### Source excerpt
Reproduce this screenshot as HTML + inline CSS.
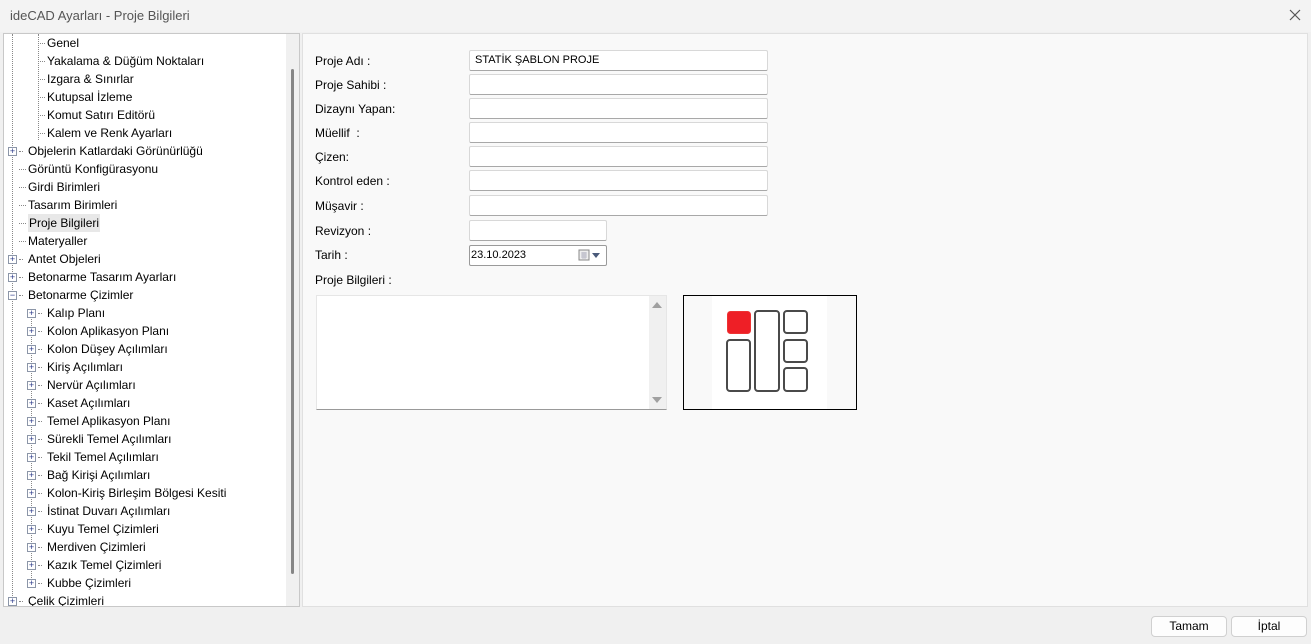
<!DOCTYPE html><html><head><meta charset="utf-8"><style>
*{box-sizing:border-box;margin:0;padding:0}
body{width:1311px;height:644px;background:#f0f0f0;font-family:"Liberation Sans",sans-serif;font-size:12px;color:#000;position:relative;overflow:hidden}
.a{position:absolute}
.title{left:0;top:0;width:1311px;height:32px;background:#f3f3f3;color:#555;font-size:13px;line-height:32px;padding-left:10px}
.tree{left:3px;top:33px;width:297px;height:574px;background:#fff;border:1px solid #c8c8c8;overflow:hidden}
.sb{left:282px;top:0;width:15px;height:574px;background:#f0f0f0}
.row{position:absolute;height:18px;line-height:18px;white-space:nowrap}
.box{position:absolute;width:9px;height:9px;border:1px solid #8c96a8;background:#fff;font-size:9px;line-height:7px;text-align:center;color:#2a3a8a}
.dot{position:absolute;border-top:1px dotted #888;width:6px}
.right{left:302px;top:33px;width:1006px;height:574px;background:#f9f9f9;border:1px solid #e0e0e0}
.lbl{position:absolute;left:315px}
.inp{position:absolute;left:469px;width:299px;height:21px;background:#fff;border:1px solid #d8d8d8;border-bottom-color:#a8a8a8;border-radius:2px;padding-left:5px;line-height:19px;font-size:11px}
.btn{position:absolute;top:616px;width:76px;height:21px;background:#fdfdfd;border:1px solid #d0d0d0;border-radius:4px;text-align:center;line-height:19px}
</style></head><body>
<div class="a title">ideCAD Ayarları - Proje Bilgileri</div>
<svg class="a" style="left:1289px;top:9px" width="12" height="12"><path d="M1 1L11 11M11 1L1 11" stroke="#555" stroke-width="1.2"/></svg>
<div class="a tree">
<div class="a" style="left:34px;top:0;height:106px;border-left:1px dotted #888"></div>
<div class="a" style="left:8px;top:0;height:568px;border-left:1px dotted #888"></div>
<div class="a" style="left:27px;top:280px;height:270px;border-left:1px dotted #888"></div>
<div id="rows"></div>
<div class="a sb"><div class="a" style="left:5px;top:35px;width:3px;height:505px;background:#858585;border-radius:2px"></div></div>
</div>
<div class="a right"></div>
<div class="lbl" style="top:54px">Proje Adı :</div><div class="inp" style="top:50px">STATİK ŞABLON PROJE</div>
<div class="lbl" style="top:78px">Proje Sahibi :</div><div class="inp" style="top:74px"></div>
<div class="lbl" style="top:102px">Dizaynı Yapan:</div><div class="inp" style="top:98px"></div>
<div class="lbl" style="top:126px">Müellif&nbsp; :</div><div class="inp" style="top:122px"></div>
<div class="lbl" style="top:150px">Çizen:</div><div class="inp" style="top:146px"></div>
<div class="lbl" style="top:174px">Kontrol eden :</div><div class="inp" style="top:170px"></div>
<div class="lbl" style="top:199px">Müşavir :</div><div class="inp" style="top:195px"></div>
<div class="lbl" style="top:224px">Revizyon :</div><div class="inp" style="top:220px;width:138px"></div>
<div class="lbl" style="top:248px">Tarih :</div>
<div class="inp" style="top:245px;width:138px;border:1px solid #9a9a9a;padding-left:1px">23.10.2023
<svg class="a" style="right:4px;top:3px" width="24" height="13"><rect x="1" y="1" width="10" height="10" fill="#eee" stroke="#888"/><path d="M3 4h6M3 6h6M3 8h6M5 3v7M7 3v7" stroke="#aab" stroke-width=".7"/><path d="M14 4h8l-4 5z" fill="#4a5a7a"/></svg></div>
<div class="lbl" style="top:273px">Proje Bilgileri :</div>
<div class="a" style="left:316px;top:295px;width:351px;height:115px;background:#fff;border:1px solid #e6e6e6;border-bottom:1px solid #999">
<div class="a" style="right:0;top:0;width:17px;height:113px;background:#f0f0f0"></div>
<div class="a" style="right:4px;top:6px;border:5px solid transparent;border-bottom:6px solid #a0a0a0;border-top:0"></div>
<div class="a" style="right:4px;bottom:6px;border:5px solid transparent;border-top:6px solid #a0a0a0;border-bottom:0"></div>
</div>
<div class="a" style="left:683px;top:295px;width:174px;height:115px;border:1px solid #000;background:#f9f9f9">
<svg class="a" style="left:28px;top:0" width="115" height="113"><rect width="115" height="113" fill="#fff"/>
<rect x="15.5" y="15.5" width="23" height="22" rx="3" fill="#ee1f26" stroke="#e33" />
<g fill="none" stroke="#4a4a4a" stroke-width="2"><rect x="15" y="44" width="23" height="51" rx="3"/><rect x="43" y="15" width="24" height="80" rx="3"/><rect x="72" y="15" width="23" height="22" rx="3"/><rect x="72" y="44" width="23" height="22" rx="3"/><rect x="72" y="72" width="23" height="23" rx="3"/></g></svg></div>
<div class="btn" style="left:1151px">Tamam</div>
<div class="btn" style="left:1231px">İptal</div>
<script>
var R=[["Genel",1,0],["Yakalama & Düğüm Noktaları",1,0],["Izgara & Sınırlar",1,0],["Kutupsal İzleme",1,0],["Komut Satırı Editörü",1,0],["Kalem ve Renk Ayarları",1,0],["Objelerin Katlardaki Görünürlüğü",0,"+"],["Görüntü Konfigürasyonu",0,0],["Girdi Birimleri",0,0],["Tasarım Birimleri",0,0],["Proje Bilgileri",0,0,1],["Materyaller",0,0],["Antet Objeleri",0,"+"],["Betonarme Tasarım Ayarları",0,"+"],["Betonarme Çizimler",0,"−"],["Kalıp Planı",1,"+"],["Kolon Aplikasyon Planı",1,"+"],["Kolon Düşey Açılımları",1,"+"],["Kiriş Açılımları",1,"+"],["Nervür Açılımları",1,"+"],["Kaset Açılımları",1,"+"],["Temel Aplikasyon Planı",1,"+"],["Sürekli Temel Açılımları",1,"+"],["Tekil Temel Açılımları",1,"+"],["Bağ Kirişi Açılımları",1,"+"],["Kolon-Kiriş Birleşim Bölgesi Kesiti",1,"+"],["İstinat Duvarı Açılımları",1,"+"],["Kuyu Temel Çizimleri",1,"+"],["Merdiven Çizimleri",1,"+"],["Kazık Temel Çizimleri",1,"+"],["Kubbe Çizimleri",1,"+"],["Çelik Çizimleri",0,"+"]];
var h="";R.forEach(function(r,i){var y=i*18,x=r[1]?43:24,bx=r[1]?23:4;
if(r[2])h+='<div class="box" style="left:'+bx+'px;top:'+(y+5)+'px">'+r[2]+'</div>';
h+='<div class="dot" style="left:'+(x-9)+'px;top:'+(y+9)+'px;width:'+(r[2]?4:7)+'px"></div>';
h+='<div class="row" style="left:'+x+'px;top:'+y+'px;'+(r[3]?'background:#e8e8e8;padding:0 1px;':'')+'">'+r[0]+'</div>';});
document.getElementById("rows").innerHTML=h;
</script>
</body></html>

### What is required
Leave the pictures out, and print every line of the listing exactly as written.

### Output of the task
Reproduce this screenshot as HTML + inline CSS.
<!DOCTYPE html><html><head><meta charset="utf-8"><style>
*{box-sizing:border-box;margin:0;padding:0}
body{width:1311px;height:644px;background:#f0f0f0;font-family:"Liberation Sans",sans-serif;font-size:12px;color:#000;position:relative;overflow:hidden}
.a{position:absolute}
.title{left:0;top:0;width:1311px;height:32px;background:#f3f3f3;color:#555;font-size:13px;line-height:32px;padding-left:10px}
.tree{left:3px;top:33px;width:297px;height:574px;background:#fff;border:1px solid #c8c8c8;overflow:hidden}
.sb{left:282px;top:0;width:15px;height:574px;background:#f0f0f0}
.row{position:absolute;height:18px;line-height:18px;white-space:nowrap}
.box{position:absolute;width:9px;height:9px;border:1px solid #8c96a8;background:#fff;font-size:9px;line-height:7px;text-align:center;color:#2a3a8a}
.dot{position:absolute;border-top:1px dotted #888;width:6px}
.right{left:302px;top:33px;width:1006px;height:574px;background:#f9f9f9;border:1px solid #e0e0e0}
.lbl{position:absolute;left:315px}
.inp{position:absolute;left:469px;width:299px;height:21px;background:#fff;border:1px solid #d8d8d8;border-bottom-color:#a8a8a8;border-radius:2px;padding-left:5px;line-height:19px;font-size:11px}
.btn{position:absolute;top:616px;width:76px;height:21px;background:#fdfdfd;border:1px solid #d0d0d0;border-radius:4px;text-align:center;line-height:19px}
</style></head><body>
<div class="a title">ideCAD Ayarları - Proje Bilgileri</div>
<svg class="a" style="left:1289px;top:9px" width="12" height="12"><path d="M1 1L11 11M11 1L1 11" stroke="#555" stroke-width="1.2"/></svg>
<div class="a tree">
<div class="a" style="left:34px;top:0;height:106px;border-left:1px dotted #888"></div>
<div class="a" style="left:8px;top:0;height:568px;border-left:1px dotted #888"></div>
<div class="a" style="left:27px;top:280px;height:270px;border-left:1px dotted #888"></div>
<div id="rows"></div>
<div class="a sb"><div class="a" style="left:5px;top:35px;width:3px;height:505px;background:#858585;border-radius:2px"></div></div>
</div>
<div class="a right"></div>
<div class="lbl" style="top:54px">Proje Adı :</div><div class="inp" style="top:50px">STATİK ŞABLON PROJE</div>
<div class="lbl" style="top:78px">Proje Sahibi :</div><div class="inp" style="top:74px"></div>
<div class="lbl" style="top:102px">Dizaynı Yapan:</div><div class="inp" style="top:98px"></div>
<div class="lbl" style="top:126px">Müellif&nbsp; :</div><div class="inp" style="top:122px"></div>
<div class="lbl" style="top:150px">Çizen:</div><div class="inp" style="top:146px"></div>
<div class="lbl" style="top:174px">Kontrol eden :</div><div class="inp" style="top:170px"></div>
<div class="lbl" style="top:199px">Müşavir :</div><div class="inp" style="top:195px"></div>
<div class="lbl" style="top:224px">Revizyon :</div><div class="inp" style="top:220px;width:138px"></div>
<div class="lbl" style="top:248px">Tarih :</div>
<div class="inp" style="top:245px;width:138px;border:1px solid #9a9a9a;padding-left:1px">23.10.2023
<svg class="a" style="right:4px;top:3px" width="24" height="13"><rect x="1" y="1" width="10" height="10" fill="#eee" stroke="#888"/><path d="M3 4h6M3 6h6M3 8h6M5 3v7M7 3v7" stroke="#aab" stroke-width=".7"/><path d="M14 4h8l-4 5z" fill="#4a5a7a"/></svg></div>
<div class="lbl" style="top:273px">Proje Bilgileri :</div>
<div class="a" style="left:316px;top:295px;width:351px;height:115px;background:#fff;border:1px solid #e6e6e6;border-bottom:1px solid #999">
<div class="a" style="right:0;top:0;width:17px;height:113px;background:#f0f0f0"></div>
<div class="a" style="right:4px;top:6px;border:5px solid transparent;border-bottom:6px solid #a0a0a0;border-top:0"></div>
<div class="a" style="right:4px;bottom:6px;border:5px solid transparent;border-top:6px solid #a0a0a0;border-bottom:0"></div>
</div>
<div class="a" style="left:683px;top:295px;width:174px;height:115px;border:1px solid #000;background:#f9f9f9">
<svg class="a" style="left:28px;top:0" width="115" height="113"><rect width="115" height="113" fill="#fff"/>
<rect x="15.5" y="15.5" width="23" height="22" rx="3" fill="#ee1f26" stroke="#e33" />
<g fill="none" stroke="#4a4a4a" stroke-width="2"><rect x="15" y="44" width="23" height="51" rx="3"/><rect x="43" y="15" width="24" height="80" rx="3"/><rect x="72" y="15" width="23" height="22" rx="3"/><rect x="72" y="44" width="23" height="22" rx="3"/><rect x="72" y="72" width="23" height="23" rx="3"/></g></svg></div>
<div class="btn" style="left:1151px">Tamam</div>
<div class="btn" style="left:1231px">İptal</div>
<script>
var R=[["Genel",1,0],["Yakalama & Düğüm Noktaları",1,0],["Izgara & Sınırlar",1,0],["Kutupsal İzleme",1,0],["Komut Satırı Editörü",1,0],["Kalem ve Renk Ayarları",1,0],["Objelerin Katlardaki Görünürlüğü",0,"+"],["Görüntü Konfigürasyonu",0,0],["Girdi Birimleri",0,0],["Tasarım Birimleri",0,0],["Proje Bilgileri",0,0,1],["Materyaller",0,0],["Antet Objeleri",0,"+"],["Betonarme Tasarım Ayarları",0,"+"],["Betonarme Çizimler",0,"−"],["Kalıp Planı",1,"+"],["Kolon Aplikasyon Planı",1,"+"],["Kolon Düşey Açılımları",1,"+"],["Kiriş Açılımları",1,"+"],["Nervür Açılımları",1,"+"],["Kaset Açılımları",1,"+"],["Temel Aplikasyon Planı",1,"+"],["Sürekli Temel Açılımları",1,"+"],["Tekil Temel Açılımları",1,"+"],["Bağ Kirişi Açılımları",1,"+"],["Kolon-Kiriş Birleşim Bölgesi Kesiti",1,"+"],["İstinat Duvarı Açılımları",1,"+"],["Kuyu Temel Çizimleri",1,"+"],["Merdiven Çizimleri",1,"+"],["Kazık Temel Çizimleri",1,"+"],["Kubbe Çizimleri",1,"+"],["Çelik Çizimleri",0,"+"]];
var h="";R.forEach(function(r,i){var y=i*18,x=r[1]?43:24,bx=r[1]?23:4;
if(r[2])h+='<div class="box" style="left:'+bx+'px;top:'+(y+5)+'px">'+r[2]+'</div>';
h+='<div class="dot" style="left:'+(x-9)+'px;top:'+(y+9)+'px;width:'+(r[2]?4:7)+'px"></div>';
h+='<div class="row" style="left:'+x+'px;top:'+y+'px;'+(r[3]?'background:#e8e8e8;padding:0 1px;':'')+'">'+r[0]+'</div>';});
document.getElementById("rows").innerHTML=h;
</script>
</body></html>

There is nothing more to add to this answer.